Les plateformes de notation doivent revoir leurs pratiques
L’arrêt délivre également un avertissement explicite aux exploitants de plateformes de notation automatisée, en les invitant à revoir en profondeur leurs pratiques.
La transparence doit constituer un principe directeur : les critères retenus pour générer un score doivent être clairement identifiés, la méthode de calcul explicitée et la pondération compréhensible pour l’utilisateur.
Il leur incombe en outre de veiller à la cohérence des critères employés. Il n’est pas admissible de qualifier de “suspects” des comportements parfaitement standards dans l’industrie – tels que l’enregistrement annuel d’un nom de domaine ou l’anonymisation des données Whois.
La notation doit également intégrer les éléments factuels positifs dont dispose le site évalué, notamment la présence de mentions légales complètes, l’utilisation d’un prestataire de paiement sécurisé ou encore la cohérence géographique de l’activité.
Enfin, la présentation des résultats doit rester mesurée. L’usage de pictogrammes alarmistes ou de formulations anxiogènes ne saurait être justifié lorsque les données disponibles sont partielles ou ambiguës.

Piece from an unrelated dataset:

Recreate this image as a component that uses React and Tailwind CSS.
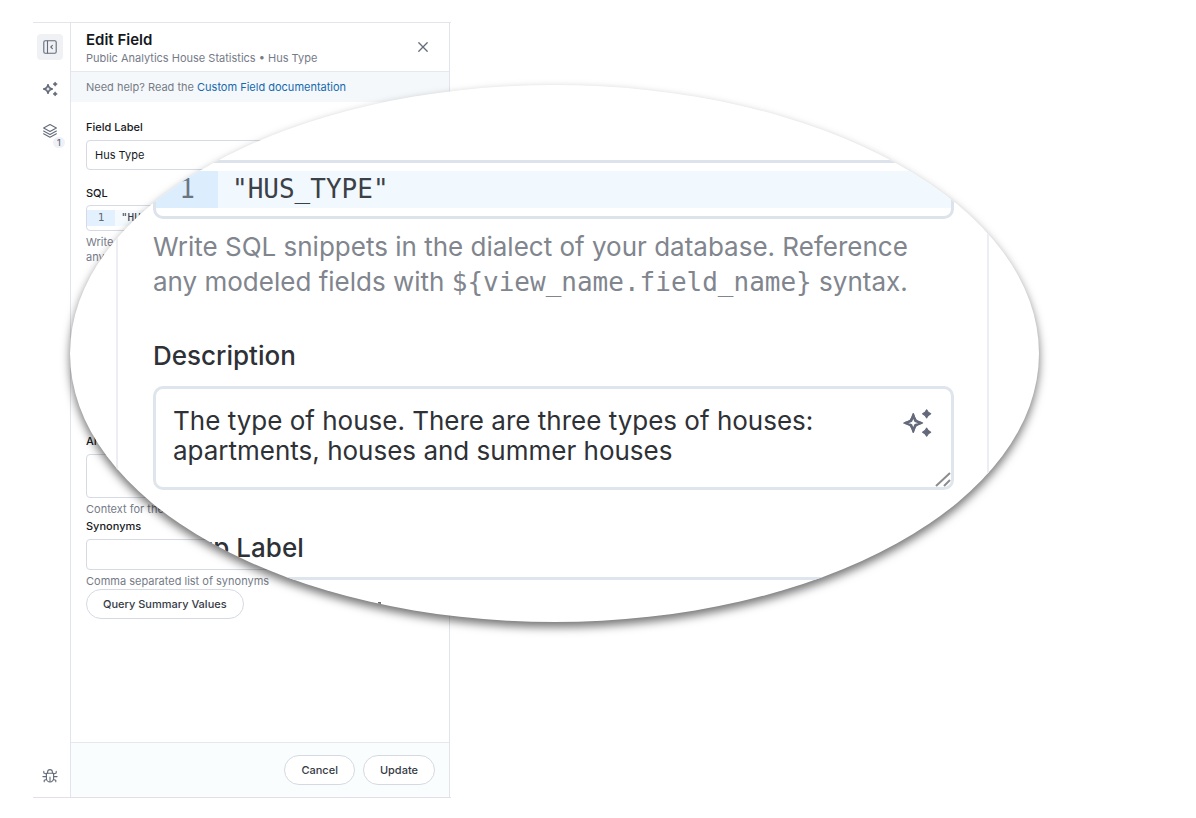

À défaut de respecter ces exigences de sérieux et de proportionnalité, l’éditeur s’expose à des actions pour dénigrement, à des demandes judiciaires de suppression et, potentiellement, à des condamnations au fond à des dommages et intérêts
Un arrêt de référence pour sécuriser l’e-réputation des entreprises
L’arrêt de la Cour de Paris s’inscrit comme un repère essentiel pour les entreprises confrontées à des évaluations en ligne générées par algorithmes. Il consacre un principe clair :
la liberté de critiquer ne dispense pas de sérieux, de transparence et de mesure.
Pour les entreprises, la réponse doit être rapide, documentée et argumentée. Pour les plateformes, l’enjeu est de sécuriser juridiquement leurs systèmes d’évaluation.
Un cadre qui, à terme, pourrait contribuer à assainir le marché de la notation algorithmique et renforcer la confiance numérique.